On September 3, Manon Lavoie, J.S.C. granted Mr. Hall’s action, declaring sections 5 and 10 of the Quebec law to be invalid: Murray Hall c. Procureure générale du Québec, 2019 QCCS 3664.
Justice Lavoie moreover refused to suspend this declaration of invalidity, holding that invalidating these provisions outright would not pose a danger to the public or to the rule of law, since the federal Cannabis Act still exists to regulate possession and cultivation of cannabis plants.
What is most interesting about the Superior Court’s judgment is the fact that it is not based on an application of the doctrines of paramountcy or interjurisdictional immunity. Rather, the Court held that the provincial prohibitions on the possession and cultivation of cannabis plants were, in pith and substance, criminal law and therefore ultra vires provincial jurisdiction.
Justice Lavoie rejected the Attorney General’s contention that the prohibitions were aimed at protecting the health and safety of the population and that the province could adopt measures with such an aim. She found instead that the purpose of the provincial prohibitions (which were, like all valid criminal laws, accompanied by penal sanctions) was to create an absolute prohibition on cannabis plant possession and cultivation, in the context where Parliament had opted not to adopt an absolute bar on these activities.
The fact that the prohibition on possession and cultivation of cannabis plants was “un cas flagrant où la Loi provinciale interdit ce que la Loi fédérale permet” (para. 89) was, to Justice Lavoie, indicative of the provincial provisions’ invalidity:
Ici, le Parlement fédéral a décidé d’opter pour la réglementation du cannabis plutôt que la prohibition, étant manifestement plus efficace pour restreindre la consommation de ces produits par les mineurs. La législation fédérale permet cependant aux provinces d’adopter le même genre de réglementation afin, entre autres, de restreindre la consommation de cannabis par les mineurs. Les provinces peuvent alors adopter des mesures législatives et réglementaires qui couvrent les aspects provinciaux de la décriminalisation. Toutefois, cela ne saurait inclure une prohibition générale (para. 81, emphasis added).

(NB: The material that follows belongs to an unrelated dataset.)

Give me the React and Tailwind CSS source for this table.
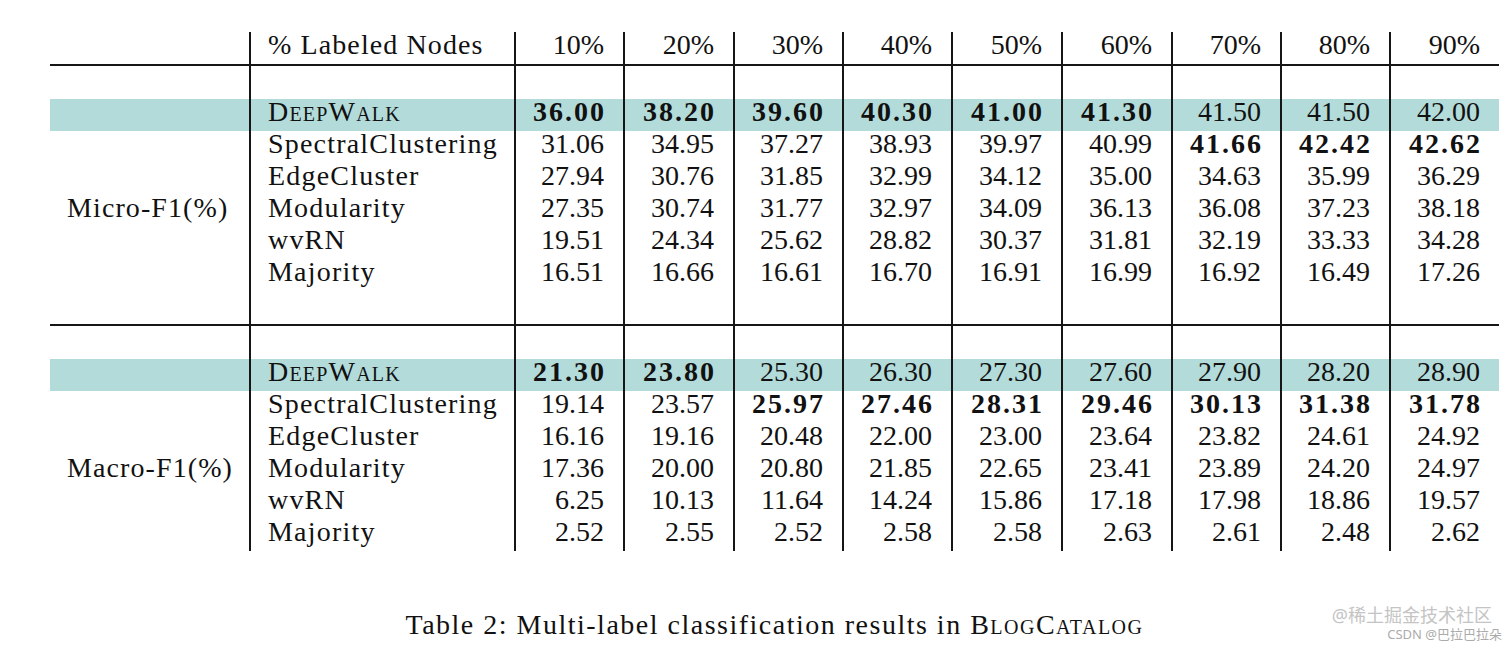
import React from 'react'

// column widths (px) for the nine percentage columns
const colWidths = [109, 110, 109, 109, 110, 110, 109, 109, 109]
const headers = ['10%', '20%', '30%', '40%', '50%', '60%', '70%', '80%', '90%']

const micro = [
    { name: 'DeepWalk', sc: true, vals: ['36.00', '38.20', '39.60', '40.30', '41.00', '41.30', '41.50', '41.50', '42.00'], bold: [0, 1, 2, 3, 4, 5] },
    { name: 'SpectralClustering', vals: ['31.06', '34.95', '37.27', '38.93', '39.97', '40.99', '41.66', '42.42', '42.62'], bold: [6, 7, 8] },
    { name: 'EdgeCluster', vals: ['27.94', '30.76', '31.85', '32.99', '34.12', '35.00', '34.63', '35.99', '36.29'], bold: [] },
    { name: 'Modularity', vals: ['27.35', '30.74', '31.77', '32.97', '34.09', '36.13', '36.08', '37.23', '38.18'], bold: [], label: 'Micro-F1(%)' },
    { name: 'wvRN', vals: ['19.51', '24.34', '25.62', '28.82', '30.37', '31.81', '32.19', '33.33', '34.28'], bold: [] },
    { name: 'Majority', vals: ['16.51', '16.66', '16.61', '16.70', '16.91', '16.99', '16.92', '16.49', '17.26'], bold: [] },
]

const macro = [
    { name: 'DeepWalk', sc: true, vals: ['21.30', '23.80', '25.30', '26.30', '27.30', '27.60', '27.90', '28.20', '28.90'], bold: [0, 1] },
    { name: 'SpectralClustering', vals: ['19.14', '23.57', '25.97', '27.46', '28.31', '29.46', '30.13', '31.38', '31.78'], bold: [2, 3, 4, 5, 6, 7, 8] },
    { name: 'EdgeCluster', vals: ['16.16', '19.16', '20.48', '22.00', '23.00', '23.64', '23.82', '24.61', '24.92'], bold: [] },
    { name: 'Modularity', vals: ['17.36', '20.00', '20.80', '21.85', '22.65', '23.41', '23.89', '24.20', '24.97'], bold: [], label: 'Macro-F1(%)' },
    { name: 'wvRN', vals: ['6.25', '10.13', '11.64', '14.24', '15.86', '17.18', '17.98', '18.86', '19.57'], bold: [] },
    { name: 'Majority', vals: ['2.52', '2.55', '2.52', '2.58', '2.58', '2.63', '2.61', '2.48', '2.62'], bold: [] },
]

const line = 'border-r-2 border-r-[#161616]'
// text sits a little high in the row, like the LaTeX original
const cell = 'pb-[6px] leading-[26px] align-middle'

function SmallCaps({ text }) {
    return <span className="[font-variant:small-caps]">{text}</span>
}

function SpacerRow({ bottom }) {
    return (
        <tr className={bottom ? 'h-[34px] border-b-2 border-b-[#161616]' : 'h-[34px]'}>
            <td className={line}></td>
            <td className={line}></td>
            {headers.map((h, i) => (
                <td key={i} className={i < 8 ? line : ''}></td>
            ))}
        </tr>
    )
}

function DataRow({ row }) {
    return (
        <tr className={row.sc ? 'h-[32px] bg-[#b2dbd9]' : 'h-[32px]'}>
            <td className={`${line} ${cell} pl-[17px] tracking-[1.1px] whitespace-nowrap`}>{row.label}</td>
            <td className={`${line} ${cell} pl-[17px] tracking-[1.2px] whitespace-nowrap`}>
                {row.sc ? <SmallCaps text={row.name} /> : row.name}
            </td>
            {row.vals.map((v, i) => (
                <td key={i} className={`${i < 8 ? line : ''} ${cell} text-right pr-[19px]`}>
                    {row.bold.includes(i)
                        ? <span className="font-bold tracking-[2px] -mr-[2px]">{v}</span>
                        : v}
                </td>
            ))}
        </tr>
    )
}

export default function App() {
    return (
        <div className="relative w-[1512px] h-[646px] bg-white overflow-hidden font-['Liberation_Serif',serif] text-[28px] leading-[32px] text-[#111]">
            <div className="ml-[50px] pt-[32px] w-[1449px]">
                <table className="table-fixed border-collapse w-[1449px]">
                    <colgroup>
                        <col className="w-[200px]" />
                        <col className="w-[265px]" />
                        {colWidths.map((w, i) => (
                            <col key={i} style={{ width: w }} />
                        ))}
                    </colgroup>
                    <tbody>
                        <tr className="h-[32px] border-b-2 border-b-[#161616]">
                            <td className={line}></td>
                            <td className={`${line} ${cell} pl-[17px] tracking-[1.1px] whitespace-nowrap`}>% Labeled Nodes</td>
                            {headers.map((h, i) => (
                                <td key={i} className={`${i < 8 ? line : ''} ${cell} text-right pr-[19px]`}>{h}</td>
                            ))}
                        </tr>
                        <SpacerRow />
                        {micro.map((r, i) => <DataRow key={i} row={r} />)}
                        <SpacerRow bottom />
                        <SpacerRow />
                        {macro.map((r, i) => <DataRow key={i} row={r} />)}
                    </tbody>
                </table>
                <p className="mt-[58px] text-center tracking-[1.5px]">
                    Table 2: Multi-label classification results in <SmallCaps text="BlogCatalog" />
                </p>
            </div>
            {/* watermark */}
            <div className="absolute right-[10px] bottom-[5px] flex flex-col items-end font-['Noto_Sans','Noto_Sans_CJK_SC',sans-serif] leading-none">
                <span className="text-[18px] text-[#c4c4c4] mr-[10px]">@稀土掘金技术社区</span>
                <span className="text-[13px] text-[#ababab] mt-[4px]">CSDN @巴拉巴拉朵</span>
            </div>
        </div>
    )
}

With respect, this conclusion strikes me as problematic. There is a fairly consistent jurisprudence holding that provinces may, in fact, prohibit activities that are permitted under federal law.
For instance, the Supreme Court recognized in Rothmans, Benson & Hedges Inc. v. Saskatchewan, 2015 SCC 13, that provinces may ban certain forms of advertising of tobacco products even if federal criminal legislation does not absolutely prohibit such advertising. Decades earlier, in Rio Hotel Ltd. v. New Brunswick (Liquor Licensing Board),  2 SCR 59, the Court held that a prohibition of nude entertainment as a condition of issuing a liquor license was intra vires the province, despite the fact that the Criminal Code already contained prohibitions relating to public nudity and yet did not ban nude entertainment altogether.
The caveat is that any provincial prohibition must be supported by a purpose that relates to a matter falling within provincial jurisdiction. A desire to protect health and safety could, for instance, validly ground an exercise of provincial legislative power.
Justice Lavoie, however, finds that Quebec’s purpose was to impose absolute prohibitions on cannabis plant possession and cultivation (see e.g. para. 76). Despite later acknowledging that these absolute prohibitions were adopted “afin de préserver la santé de la population” (para. 84, emphasis added), she holds that the mere fact of intending to adopt, and actually adopting an absolute prohibition on certain activities that Parliament had decriminalized had brought Quebec outside of its constitutional jurisdiction (para. 86).
In focusing exclusively on the absolute nature of the prohibitions in sections 5 and 10, Justice Lavoie appears to have confounded the purpose of these provisions with the means chosen to achieve the province’s goals. It is self-evident that a province that has adopted an explicit absolute prohibition on an activity intended to do so; in principle, a court can always conclude that an order of government intended to adopt the legislation that it did.
But this does not reveal the purpose for which the province acted in the first place. The relevant question in the pith and substance analysis is whether Quebec’s reason for adopting absolute prohibitions could support an exercise of provincial jurisdiction. This was simply not a question Justice Lavoie really addressed; to her, the absolute nature of the prohibitions was determinative of the validity of the pith and substance of the impugned provisions.
Because of she concluded that sections 5 and 10 are, in pith and substance, criminal law, Justice Lavoie did not conduct an analysis of whether and how paramountcy or interjurisdictional immunity might impact these provisions’ applicability or operability. Whether these issues will be addressed in an eventual appeal by the Attorney General of Quebec remains to be seen.
For now, though, it looks like the SQDC is no longer the only game in town – or in the province – for Quebeckers interested in taking advantage of the federal decriminalization of cannabis possession.